## WHAT IS REQUIRED
Word for word, give the material below again, minus any images.
◆ ◆ ◆
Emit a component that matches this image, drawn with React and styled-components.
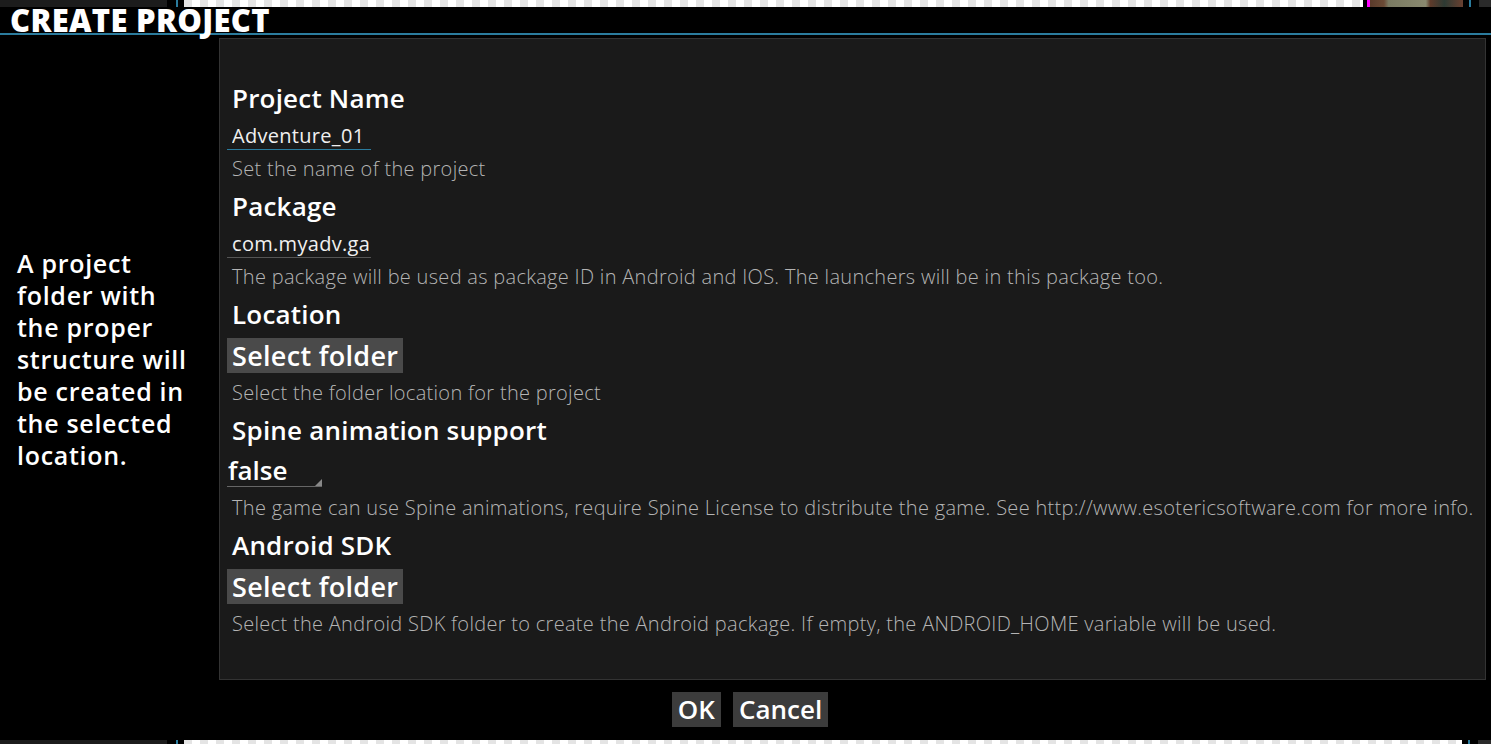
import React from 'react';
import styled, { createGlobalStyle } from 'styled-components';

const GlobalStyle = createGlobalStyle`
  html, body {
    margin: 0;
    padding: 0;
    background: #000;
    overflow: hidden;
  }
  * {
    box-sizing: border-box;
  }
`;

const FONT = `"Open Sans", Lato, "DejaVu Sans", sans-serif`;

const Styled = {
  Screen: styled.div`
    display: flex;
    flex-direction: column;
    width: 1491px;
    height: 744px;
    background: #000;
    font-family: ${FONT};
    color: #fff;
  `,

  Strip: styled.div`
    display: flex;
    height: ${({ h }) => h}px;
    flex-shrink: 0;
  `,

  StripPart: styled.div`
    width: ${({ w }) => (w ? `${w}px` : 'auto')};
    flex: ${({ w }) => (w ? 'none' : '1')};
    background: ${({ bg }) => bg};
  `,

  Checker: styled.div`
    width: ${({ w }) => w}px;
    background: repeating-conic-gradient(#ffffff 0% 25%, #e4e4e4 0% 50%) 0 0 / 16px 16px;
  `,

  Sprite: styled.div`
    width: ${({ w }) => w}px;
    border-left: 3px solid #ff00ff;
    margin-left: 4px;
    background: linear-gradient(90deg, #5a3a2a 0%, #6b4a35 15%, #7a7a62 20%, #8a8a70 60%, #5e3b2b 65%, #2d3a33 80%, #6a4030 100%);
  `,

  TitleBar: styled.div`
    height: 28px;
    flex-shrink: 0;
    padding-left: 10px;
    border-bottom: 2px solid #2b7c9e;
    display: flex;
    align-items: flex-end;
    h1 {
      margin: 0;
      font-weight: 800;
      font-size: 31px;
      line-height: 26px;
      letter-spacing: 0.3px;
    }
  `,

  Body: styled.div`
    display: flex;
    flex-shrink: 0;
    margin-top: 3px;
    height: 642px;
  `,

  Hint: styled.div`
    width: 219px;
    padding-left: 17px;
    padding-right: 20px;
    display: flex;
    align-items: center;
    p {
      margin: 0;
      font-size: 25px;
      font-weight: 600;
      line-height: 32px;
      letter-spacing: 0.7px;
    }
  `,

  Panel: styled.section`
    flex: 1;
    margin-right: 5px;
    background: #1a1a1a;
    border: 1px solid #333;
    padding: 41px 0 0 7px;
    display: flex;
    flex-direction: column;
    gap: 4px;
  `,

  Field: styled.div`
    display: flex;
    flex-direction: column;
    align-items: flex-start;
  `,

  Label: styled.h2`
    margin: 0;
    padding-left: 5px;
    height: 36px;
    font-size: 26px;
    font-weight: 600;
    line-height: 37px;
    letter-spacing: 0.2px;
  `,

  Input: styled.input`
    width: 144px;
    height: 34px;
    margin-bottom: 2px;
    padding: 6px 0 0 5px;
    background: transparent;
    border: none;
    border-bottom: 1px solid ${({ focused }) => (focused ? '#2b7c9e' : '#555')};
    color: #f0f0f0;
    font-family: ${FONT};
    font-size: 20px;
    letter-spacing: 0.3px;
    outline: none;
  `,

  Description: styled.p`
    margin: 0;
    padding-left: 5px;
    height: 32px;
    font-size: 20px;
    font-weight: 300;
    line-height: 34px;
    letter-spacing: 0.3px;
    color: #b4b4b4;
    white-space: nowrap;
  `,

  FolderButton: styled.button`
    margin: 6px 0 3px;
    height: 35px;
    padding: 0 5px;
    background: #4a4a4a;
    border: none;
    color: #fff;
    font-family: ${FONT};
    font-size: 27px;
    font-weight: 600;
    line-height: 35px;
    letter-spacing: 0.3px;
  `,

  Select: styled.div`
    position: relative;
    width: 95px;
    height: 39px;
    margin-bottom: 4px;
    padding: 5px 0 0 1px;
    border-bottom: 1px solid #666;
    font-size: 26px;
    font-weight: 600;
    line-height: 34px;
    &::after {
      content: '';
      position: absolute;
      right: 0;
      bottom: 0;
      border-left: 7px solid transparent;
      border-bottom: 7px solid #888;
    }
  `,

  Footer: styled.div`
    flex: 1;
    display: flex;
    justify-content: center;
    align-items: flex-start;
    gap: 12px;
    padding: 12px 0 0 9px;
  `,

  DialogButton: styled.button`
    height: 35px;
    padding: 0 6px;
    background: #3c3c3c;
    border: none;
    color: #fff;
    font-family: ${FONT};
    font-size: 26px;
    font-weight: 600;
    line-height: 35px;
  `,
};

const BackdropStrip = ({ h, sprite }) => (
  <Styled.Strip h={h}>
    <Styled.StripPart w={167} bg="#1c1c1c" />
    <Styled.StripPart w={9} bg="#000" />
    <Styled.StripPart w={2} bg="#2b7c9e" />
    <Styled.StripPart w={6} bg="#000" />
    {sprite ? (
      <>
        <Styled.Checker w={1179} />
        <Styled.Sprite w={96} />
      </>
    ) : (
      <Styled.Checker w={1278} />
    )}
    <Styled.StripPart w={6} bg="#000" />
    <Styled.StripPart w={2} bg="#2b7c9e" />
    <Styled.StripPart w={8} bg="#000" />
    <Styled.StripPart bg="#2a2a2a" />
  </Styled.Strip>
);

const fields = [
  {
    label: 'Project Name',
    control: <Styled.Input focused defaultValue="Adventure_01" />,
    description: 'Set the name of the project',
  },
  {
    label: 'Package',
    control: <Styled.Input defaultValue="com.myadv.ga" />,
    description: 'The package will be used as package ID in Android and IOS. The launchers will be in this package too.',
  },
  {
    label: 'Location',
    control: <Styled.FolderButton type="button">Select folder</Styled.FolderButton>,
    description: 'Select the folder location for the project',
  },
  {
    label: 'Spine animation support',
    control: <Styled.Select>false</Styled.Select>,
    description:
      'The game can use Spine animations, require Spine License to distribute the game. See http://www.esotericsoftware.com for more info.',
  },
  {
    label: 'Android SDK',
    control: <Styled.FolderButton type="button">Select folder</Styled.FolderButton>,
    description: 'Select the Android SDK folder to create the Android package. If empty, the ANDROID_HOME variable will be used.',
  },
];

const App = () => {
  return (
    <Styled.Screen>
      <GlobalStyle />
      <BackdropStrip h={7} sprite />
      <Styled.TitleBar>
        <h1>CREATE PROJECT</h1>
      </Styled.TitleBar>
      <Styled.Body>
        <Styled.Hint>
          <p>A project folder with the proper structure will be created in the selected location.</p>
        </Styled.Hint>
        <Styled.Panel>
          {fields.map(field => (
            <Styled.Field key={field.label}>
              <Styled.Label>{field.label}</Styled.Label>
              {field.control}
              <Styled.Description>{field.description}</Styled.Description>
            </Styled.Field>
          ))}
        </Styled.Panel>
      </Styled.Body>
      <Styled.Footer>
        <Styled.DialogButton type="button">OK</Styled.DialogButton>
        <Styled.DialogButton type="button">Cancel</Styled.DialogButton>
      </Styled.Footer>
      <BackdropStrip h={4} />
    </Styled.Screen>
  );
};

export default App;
◆ ◆ ◆
## WRITTEN RESPONSE
Emit a component that matches this image, drawn with React and styled-components.
import React from 'react';
import styled, { createGlobalStyle } from 'styled-components';

const GlobalStyle = createGlobalStyle`
  html, body {
    margin: 0;
    padding: 0;
    background: #000;
    overflow: hidden;
  }
  * {
    box-sizing: border-box;
  }
`;

const FONT = `"Open Sans", Lato, "DejaVu Sans", sans-serif`;

const Styled = {
  Screen: styled.div`
    display: flex;
    flex-direction: column;
    width: 1491px;
    height: 744px;
    background: #000;
    font-family: ${FONT};
    color: #fff;
  `,

  Strip: styled.div`
    display: flex;
    height: ${({ h }) => h}px;
    flex-shrink: 0;
  `,

  StripPart: styled.div`
    width: ${({ w }) => (w ? `${w}px` : 'auto')};
    flex: ${({ w }) => (w ? 'none' : '1')};
    background: ${({ bg }) => bg};
  `,

  Checker: styled.div`
    width: ${({ w }) => w}px;
    background: repeating-conic-gradient(#ffffff 0% 25%, #e4e4e4 0% 50%) 0 0 / 16px 16px;
  `,

  Sprite: styled.div`
    width: ${({ w }) => w}px;
    border-left: 3px solid #ff00ff;
    margin-left: 4px;
    background: linear-gradient(90deg, #5a3a2a 0%, #6b4a35 15%, #7a7a62 20%, #8a8a70 60%, #5e3b2b 65%, #2d3a33 80%, #6a4030 100%);
  `,

  TitleBar: styled.div`
    height: 28px;
    flex-shrink: 0;
    padding-left: 10px;
    border-bottom: 2px solid #2b7c9e;
    display: flex;
    align-items: flex-end;
    h1 {
      margin: 0;
      font-weight: 800;
      font-size: 31px;
      line-height: 26px;
      letter-spacing: 0.3px;
    }
  `,

  Body: styled.div`
    display: flex;
    flex-shrink: 0;
    margin-top: 3px;
    height: 642px;
  `,

  Hint: styled.div`
    width: 219px;
    padding-left: 17px;
    padding-right: 20px;
    display: flex;
    align-items: center;
    p {
      margin: 0;
      font-size: 25px;
      font-weight: 600;
      line-height: 32px;
      letter-spacing: 0.7px;
    }
  `,

  Panel: styled.section`
    flex: 1;
    margin-right: 5px;
    background: #1a1a1a;
    border: 1px solid #333;
    padding: 41px 0 0 7px;
    display: flex;
    flex-direction: column;
    gap: 4px;
  `,

  Field: styled.div`
    display: flex;
    flex-direction: column;
    align-items: flex-start;
  `,

  Label: styled.h2`
    margin: 0;
    padding-left: 5px;
    height: 36px;
    font-size: 26px;
    font-weight: 600;
    line-height: 37px;
    letter-spacing: 0.2px;
  `,

  Input: styled.input`
    width: 144px;
    height: 34px;
    margin-bottom: 2px;
    padding: 6px 0 0 5px;
    background: transparent;
    border: none;
    border-bottom: 1px solid ${({ focused }) => (focused ? '#2b7c9e' : '#555')};
    color: #f0f0f0;
    font-family: ${FONT};
    font-size: 20px;
    letter-spacing: 0.3px;
    outline: none;
  `,

  Description: styled.p`
    margin: 0;
    padding-left: 5px;
    height: 32px;
    font-size: 20px;
    font-weight: 300;
    line-height: 34px;
    letter-spacing: 0.3px;
    color: #b4b4b4;
    white-space: nowrap;
  `,

  FolderButton: styled.button`
    margin: 6px 0 3px;
    height: 35px;
    padding: 0 5px;
    background: #4a4a4a;
    border: none;
    color: #fff;
    font-family: ${FONT};
    font-size: 27px;
    font-weight: 600;
    line-height: 35px;
    letter-spacing: 0.3px;
  `,

  Select: styled.div`
    position: relative;
    width: 95px;
    height: 39px;
    margin-bottom: 4px;
    padding: 5px 0 0 1px;
    border-bottom: 1px solid #666;
    font-size: 26px;
    font-weight: 600;
    line-height: 34px;
    &::after {
      content: '';
      position: absolute;
      right: 0;
      bottom: 0;
      border-left: 7px solid transparent;
      border-bottom: 7px solid #888;
    }
  `,

  Footer: styled.div`
    flex: 1;
    display: flex;
    justify-content: center;
    align-items: flex-start;
    gap: 12px;
    padding: 12px 0 0 9px;
  `,

  DialogButton: styled.button`
    height: 35px;
    padding: 0 6px;
    background: #3c3c3c;
    border: none;
    color: #fff;
    font-family: ${FONT};
    font-size: 26px;
    font-weight: 600;
    line-height: 35px;
  `,
};

const BackdropStrip = ({ h, sprite }) => (
  <Styled.Strip h={h}>
    <Styled.StripPart w={167} bg="#1c1c1c" />
    <Styled.StripPart w={9} bg="#000" />
    <Styled.StripPart w={2} bg="#2b7c9e" />
    <Styled.StripPart w={6} bg="#000" />
    {sprite ? (
      <>
        <Styled.Checker w={1179} />
        <Styled.Sprite w={96} />
      </>
    ) : (
      <Styled.Checker w={1278} />
    )}
    <Styled.StripPart w={6} bg="#000" />
    <Styled.StripPart w={2} bg="#2b7c9e" />
    <Styled.StripPart w={8} bg="#000" />
    <Styled.StripPart bg="#2a2a2a" />
  </Styled.Strip>
);

const fields = [
  {
    label: 'Project Name',
    control: <Styled.Input focused defaultValue="Adventure_01" />,
    description: 'Set the name of the project',
  },
  {
    label: 'Package',
    control: <Styled.Input defaultValue="com.myadv.ga" />,
    description: 'The package will be used as package ID in Android and IOS. The launchers will be in this package too.',
  },
  {
    label: 'Location',
    control: <Styled.FolderButton type="button">Select folder</Styled.FolderButton>,
    description: 'Select the folder location for the project',
  },
  {
    label: 'Spine animation support',
    control: <Styled.Select>false</Styled.Select>,
    description:
      'The game can use Spine animations, require Spine License to distribute the game. See http://www.esotericsoftware.com for more info.',
  },
  {
    label: 'Android SDK',
    control: <Styled.FolderButton type="button">Select folder</Styled.FolderButton>,
    description: 'Select the Android SDK folder to create the Android package. If empty, the ANDROID_HOME variable will be used.',
  },
];

const App = () => {
  return (
    <Styled.Screen>
      <GlobalStyle />
      <BackdropStrip h={7} sprite />
      <Styled.TitleBar>
        <h1>CREATE PROJECT</h1>
      </Styled.TitleBar>
      <Styled.Body>
        <Styled.Hint>
          <p>A project folder with the proper structure will be created in the selected location.</p>
        </Styled.Hint>
        <Styled.Panel>
          {fields.map(field => (
            <Styled.Field key={field.label}>
              <Styled.Label>{field.label}</Styled.Label>
              {field.control}
              <Styled.Description>{field.description}</Styled.Description>
            </Styled.Field>
          ))}
        </Styled.Panel>
      </Styled.Body>
      <Styled.Footer>
        <Styled.DialogButton type="button">OK</Styled.DialogButton>
        <Styled.DialogButton type="button">Cancel</Styled.DialogButton>
      </Styled.Footer>
      <BackdropStrip h={4} />
    </Styled.Screen>
  );
};

export default App;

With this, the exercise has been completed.